Petitioner, an attorney, provided legal services to the Evans-Brant Central School District (commonly known as the Lake Shore Central School District) on a part-time basis from 1969 until his retirement in 2006. Following a review of petitioner's relationship with the school district, respondent Comptroller determined that petitioner was an independent contractor and not an employee and, therefore, was not entitled to membership in respondent New York State and Local Employees' Retirement System. Following a hearing, a Hearing Officer determined that petitioner was an independent contractor and, upon review, the Comptroller adopted the Hearing Officer's findings and conclusions.

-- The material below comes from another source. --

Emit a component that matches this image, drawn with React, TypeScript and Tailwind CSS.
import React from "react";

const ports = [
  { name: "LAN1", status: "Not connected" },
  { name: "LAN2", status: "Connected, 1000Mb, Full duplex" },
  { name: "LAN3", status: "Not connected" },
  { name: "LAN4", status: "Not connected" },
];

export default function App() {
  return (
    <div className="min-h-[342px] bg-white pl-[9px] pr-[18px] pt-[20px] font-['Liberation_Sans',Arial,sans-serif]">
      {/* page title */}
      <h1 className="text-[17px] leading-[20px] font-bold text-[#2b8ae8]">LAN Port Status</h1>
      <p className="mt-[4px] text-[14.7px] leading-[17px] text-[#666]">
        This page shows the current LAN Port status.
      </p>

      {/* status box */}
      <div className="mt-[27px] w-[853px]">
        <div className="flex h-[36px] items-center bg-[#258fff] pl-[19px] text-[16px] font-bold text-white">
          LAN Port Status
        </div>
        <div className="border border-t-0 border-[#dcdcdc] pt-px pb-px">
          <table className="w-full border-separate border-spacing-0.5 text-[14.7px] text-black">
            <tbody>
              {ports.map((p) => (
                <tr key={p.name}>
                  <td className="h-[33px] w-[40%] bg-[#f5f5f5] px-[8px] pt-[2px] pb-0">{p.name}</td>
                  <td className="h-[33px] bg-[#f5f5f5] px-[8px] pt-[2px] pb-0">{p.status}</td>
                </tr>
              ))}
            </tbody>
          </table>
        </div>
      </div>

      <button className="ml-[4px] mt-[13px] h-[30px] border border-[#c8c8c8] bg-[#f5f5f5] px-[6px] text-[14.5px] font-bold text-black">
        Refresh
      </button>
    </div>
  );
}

Petitioner thereafter commenced this CPLR article 78 proceeding to challenge the Comptroller's determination.

As we recently articulated, "[w]here professional services are involved, the absence of direct control is not dispositive of the existence of an employer-employee relationship" (Matter [*2]of Mowry v DiNapoli, 111 AD3d 1117, 1118 [2013]). "Rather, such an employment relationship may be evidenced by control over important aspects of the services performed other than results or means" (id. [internal quotation marks and citations omitted]). In other words, "over-all control is sufficient to establish the employee relationship where [professional] work is concerned" (id. [internal quotation marks and citations omitted]; see Matter of Empire State Towing & Recovery Assn., Inc. [Commissioner of Labor], 15 NY3d 433, 437-438 [2010]). Upon our review, we fail to find substantial evidence to support the Comptroller's determination that petitioner was an independent contractor and not an employee of the school district.

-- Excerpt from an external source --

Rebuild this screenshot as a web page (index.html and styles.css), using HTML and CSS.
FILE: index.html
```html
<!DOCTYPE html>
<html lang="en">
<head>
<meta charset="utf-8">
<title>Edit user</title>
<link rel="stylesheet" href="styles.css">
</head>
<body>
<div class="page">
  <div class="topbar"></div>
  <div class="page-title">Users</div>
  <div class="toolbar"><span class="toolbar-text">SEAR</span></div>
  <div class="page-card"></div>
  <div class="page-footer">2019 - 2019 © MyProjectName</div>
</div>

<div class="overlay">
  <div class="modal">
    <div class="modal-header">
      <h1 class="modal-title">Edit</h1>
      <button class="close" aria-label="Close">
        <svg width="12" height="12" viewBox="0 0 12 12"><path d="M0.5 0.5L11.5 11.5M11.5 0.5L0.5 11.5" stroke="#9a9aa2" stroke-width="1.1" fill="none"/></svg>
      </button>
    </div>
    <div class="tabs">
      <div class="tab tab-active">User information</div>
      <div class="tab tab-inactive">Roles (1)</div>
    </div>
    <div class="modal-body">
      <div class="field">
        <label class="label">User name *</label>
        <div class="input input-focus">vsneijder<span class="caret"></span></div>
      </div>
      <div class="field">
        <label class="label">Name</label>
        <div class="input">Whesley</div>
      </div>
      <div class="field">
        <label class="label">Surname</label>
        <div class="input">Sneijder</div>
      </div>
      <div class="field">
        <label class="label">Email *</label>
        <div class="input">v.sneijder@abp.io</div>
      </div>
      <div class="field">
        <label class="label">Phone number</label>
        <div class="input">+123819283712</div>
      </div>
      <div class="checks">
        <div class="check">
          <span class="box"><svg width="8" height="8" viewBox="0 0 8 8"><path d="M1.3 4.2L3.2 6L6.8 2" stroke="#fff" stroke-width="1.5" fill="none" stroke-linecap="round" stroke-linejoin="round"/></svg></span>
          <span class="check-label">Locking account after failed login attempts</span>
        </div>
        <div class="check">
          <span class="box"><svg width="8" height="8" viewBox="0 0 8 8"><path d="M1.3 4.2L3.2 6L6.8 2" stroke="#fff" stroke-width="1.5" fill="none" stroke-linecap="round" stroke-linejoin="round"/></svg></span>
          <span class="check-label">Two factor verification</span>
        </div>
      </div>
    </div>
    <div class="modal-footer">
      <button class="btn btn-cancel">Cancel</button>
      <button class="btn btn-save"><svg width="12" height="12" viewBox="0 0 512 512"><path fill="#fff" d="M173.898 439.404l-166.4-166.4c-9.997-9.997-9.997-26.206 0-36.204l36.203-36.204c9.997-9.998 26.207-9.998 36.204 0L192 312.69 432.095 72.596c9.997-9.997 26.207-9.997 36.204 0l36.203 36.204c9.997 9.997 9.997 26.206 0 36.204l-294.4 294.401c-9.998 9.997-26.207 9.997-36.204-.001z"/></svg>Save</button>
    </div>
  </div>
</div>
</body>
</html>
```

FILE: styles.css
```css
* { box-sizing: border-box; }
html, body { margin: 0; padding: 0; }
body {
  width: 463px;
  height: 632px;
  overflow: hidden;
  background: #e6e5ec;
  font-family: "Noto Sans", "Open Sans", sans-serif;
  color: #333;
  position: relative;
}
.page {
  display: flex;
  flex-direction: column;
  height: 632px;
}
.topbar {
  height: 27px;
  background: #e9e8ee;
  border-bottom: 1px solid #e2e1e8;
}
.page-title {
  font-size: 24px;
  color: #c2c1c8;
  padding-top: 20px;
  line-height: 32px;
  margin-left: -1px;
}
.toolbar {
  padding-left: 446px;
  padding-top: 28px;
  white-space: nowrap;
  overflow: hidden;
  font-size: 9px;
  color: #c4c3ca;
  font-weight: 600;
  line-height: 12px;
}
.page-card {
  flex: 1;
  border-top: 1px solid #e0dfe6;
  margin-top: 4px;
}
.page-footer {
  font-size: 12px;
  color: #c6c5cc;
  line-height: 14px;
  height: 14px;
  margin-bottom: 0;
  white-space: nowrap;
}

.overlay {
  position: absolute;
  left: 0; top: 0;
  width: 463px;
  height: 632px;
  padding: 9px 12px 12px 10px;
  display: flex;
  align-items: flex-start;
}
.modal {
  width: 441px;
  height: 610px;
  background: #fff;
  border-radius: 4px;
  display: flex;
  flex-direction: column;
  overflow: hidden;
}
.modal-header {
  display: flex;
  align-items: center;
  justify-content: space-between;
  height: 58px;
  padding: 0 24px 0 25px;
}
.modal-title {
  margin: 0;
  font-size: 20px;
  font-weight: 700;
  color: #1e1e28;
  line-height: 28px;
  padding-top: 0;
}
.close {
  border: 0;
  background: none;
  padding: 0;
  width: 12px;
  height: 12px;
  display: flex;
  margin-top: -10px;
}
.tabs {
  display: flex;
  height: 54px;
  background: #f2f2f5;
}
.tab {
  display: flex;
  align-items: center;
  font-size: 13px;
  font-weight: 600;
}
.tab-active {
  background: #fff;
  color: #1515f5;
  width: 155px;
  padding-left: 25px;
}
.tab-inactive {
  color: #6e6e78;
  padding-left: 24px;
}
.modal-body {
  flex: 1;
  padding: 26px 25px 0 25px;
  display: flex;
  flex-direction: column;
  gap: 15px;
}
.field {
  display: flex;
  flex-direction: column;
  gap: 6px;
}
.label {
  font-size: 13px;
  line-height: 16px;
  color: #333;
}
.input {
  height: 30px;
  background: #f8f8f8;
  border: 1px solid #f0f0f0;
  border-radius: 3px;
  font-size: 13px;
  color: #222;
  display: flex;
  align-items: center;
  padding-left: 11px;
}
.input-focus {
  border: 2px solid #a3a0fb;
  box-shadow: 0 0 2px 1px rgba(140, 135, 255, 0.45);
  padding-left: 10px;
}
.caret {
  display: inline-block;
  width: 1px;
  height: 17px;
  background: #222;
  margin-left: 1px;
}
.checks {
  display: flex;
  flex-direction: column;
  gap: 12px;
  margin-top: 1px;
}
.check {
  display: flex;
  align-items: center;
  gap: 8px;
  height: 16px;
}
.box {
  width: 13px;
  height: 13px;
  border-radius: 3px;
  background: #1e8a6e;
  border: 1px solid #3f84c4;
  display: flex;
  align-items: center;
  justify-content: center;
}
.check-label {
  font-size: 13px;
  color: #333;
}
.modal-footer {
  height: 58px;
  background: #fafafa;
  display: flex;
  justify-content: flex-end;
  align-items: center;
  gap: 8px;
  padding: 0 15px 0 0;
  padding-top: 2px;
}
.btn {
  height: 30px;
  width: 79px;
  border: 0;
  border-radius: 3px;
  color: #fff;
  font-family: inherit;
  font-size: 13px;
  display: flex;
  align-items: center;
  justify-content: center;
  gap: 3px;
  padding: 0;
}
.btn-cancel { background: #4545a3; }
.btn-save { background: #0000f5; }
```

Here, the school district's former superintendent, who worked with petitioner for nearly four decades, testified that during his tenure he supervised all staff at the school district, including petitioner. This witness testified further that petitioner was required to attend all regular and special meetings as part of his employment. It was established that petitioner's biweekly paycheck included withholdings for FICA, Medicare, and federal and state income taxes. Petitioner also received health insurance benefits and participated in a tax shelter annuity program that was available to employees of the school district. Notably, although petitioner did not have set hours, both he and the former superintendent testified that he was available on an as-needed basis, and that petitioner would receive a paycheck for a pay period even if he did not perform work for the school during that period. Moreover, petitioner was required to report to the Superintendent of the school district, as well as the school district's Board of Education, and his work was subject to approval by the Board. He was also reappointed every year at annual reorganization meetings and took an oath of office annually. While petitioner used his own law office and staff, the competent testimony established that he was provided with school stationary and that, on occasion, he used school facilities and resources.

The Retirement System relied on the testimony of two Comptroller employees, the Assistant Director of Member and Employer Services and an Associate Examiner of the Division of Local Government and School Accountability, both of whom admitted that they neither spoke with petitioner nor his former or current supervisors. While the Retirement System also relied on information retrieved from current employees at the school district's administrative offices, none of these employees testified at the hearing. Moreover, the Associate Examiner did not recall reviewing any of the Board minutes between 1969 and 2006 to determine anything related to petitioner's employment status with the school. Indeed, the Retirement System failed to provide testimony from anyone with direct knowledge regarding petitioner's engagement with the school district. Thus, on this record, we cannot conclude that the Comptroller's determination is supported by substantial evidence (see Matter of Mowry v DiNapoli, 111 AD3d at 1118-1119).

Stein, Rose and Egan Jr., JJ., concur.

ADJUDGED that the determination is annulled, without costs, petition granted and matter remitted to respondent Comptroller for further proceedings not inconsistent with this Court's decision.